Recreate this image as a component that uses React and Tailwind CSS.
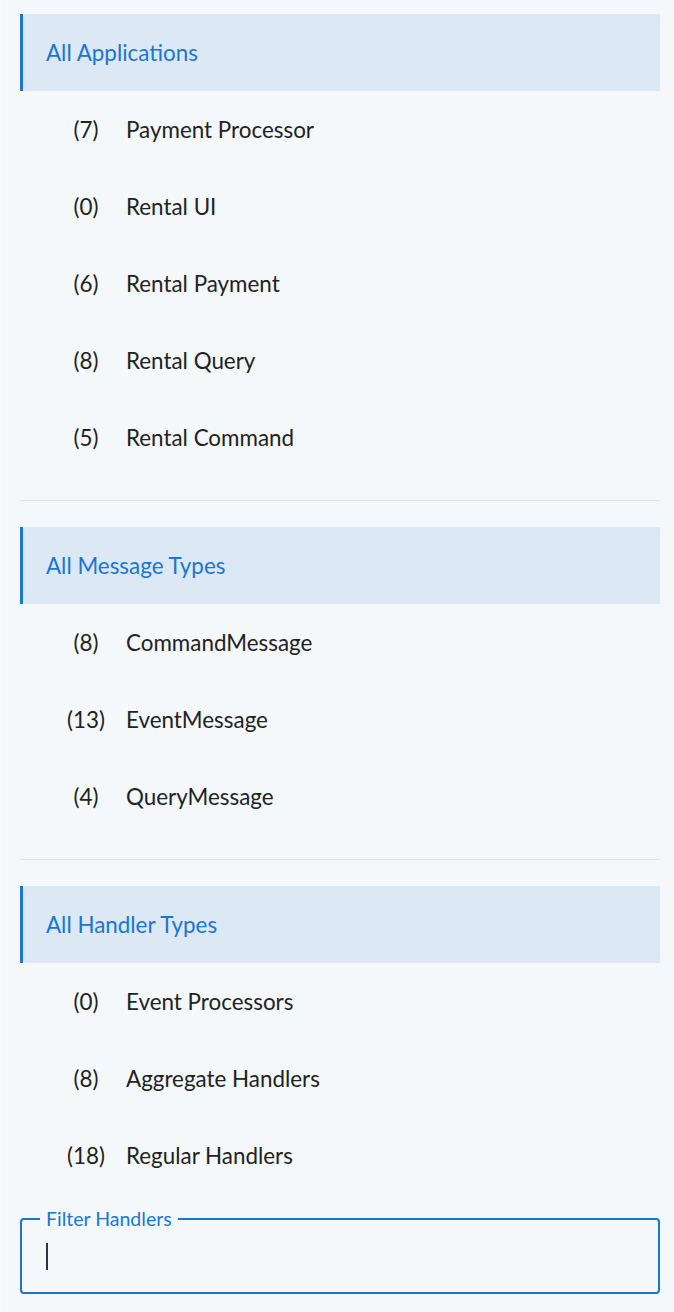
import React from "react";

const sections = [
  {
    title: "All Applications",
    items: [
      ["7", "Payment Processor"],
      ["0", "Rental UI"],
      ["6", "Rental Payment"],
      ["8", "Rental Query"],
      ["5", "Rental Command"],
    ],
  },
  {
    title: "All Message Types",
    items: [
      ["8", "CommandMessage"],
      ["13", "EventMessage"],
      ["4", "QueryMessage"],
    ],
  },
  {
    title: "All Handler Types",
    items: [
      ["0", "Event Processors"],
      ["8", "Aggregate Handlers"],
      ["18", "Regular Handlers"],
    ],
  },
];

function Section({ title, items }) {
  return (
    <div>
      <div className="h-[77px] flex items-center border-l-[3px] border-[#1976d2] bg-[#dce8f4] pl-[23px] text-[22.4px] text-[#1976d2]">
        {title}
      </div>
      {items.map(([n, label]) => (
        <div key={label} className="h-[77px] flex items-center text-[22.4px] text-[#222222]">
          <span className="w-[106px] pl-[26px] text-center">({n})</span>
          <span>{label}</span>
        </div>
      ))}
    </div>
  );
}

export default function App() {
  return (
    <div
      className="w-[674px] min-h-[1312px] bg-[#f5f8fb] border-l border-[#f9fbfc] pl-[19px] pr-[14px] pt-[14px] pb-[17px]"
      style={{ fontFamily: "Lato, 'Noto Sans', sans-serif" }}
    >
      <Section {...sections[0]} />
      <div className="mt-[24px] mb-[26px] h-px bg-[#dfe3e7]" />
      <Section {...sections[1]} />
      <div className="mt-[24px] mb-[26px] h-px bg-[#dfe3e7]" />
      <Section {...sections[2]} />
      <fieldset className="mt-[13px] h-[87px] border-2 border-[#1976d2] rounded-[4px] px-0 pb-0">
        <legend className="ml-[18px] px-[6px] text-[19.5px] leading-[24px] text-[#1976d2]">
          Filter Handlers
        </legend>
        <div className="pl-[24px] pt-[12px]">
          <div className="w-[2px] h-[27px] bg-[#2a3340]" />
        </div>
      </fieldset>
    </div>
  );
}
—————
• **To do**:
Leave out the pictures and repeat exactly the lines from the start of the material through the line that contains "import React from", both included.

• **Response**:
Recreate this image as a component that uses React and Tailwind CSS.
import React from "react";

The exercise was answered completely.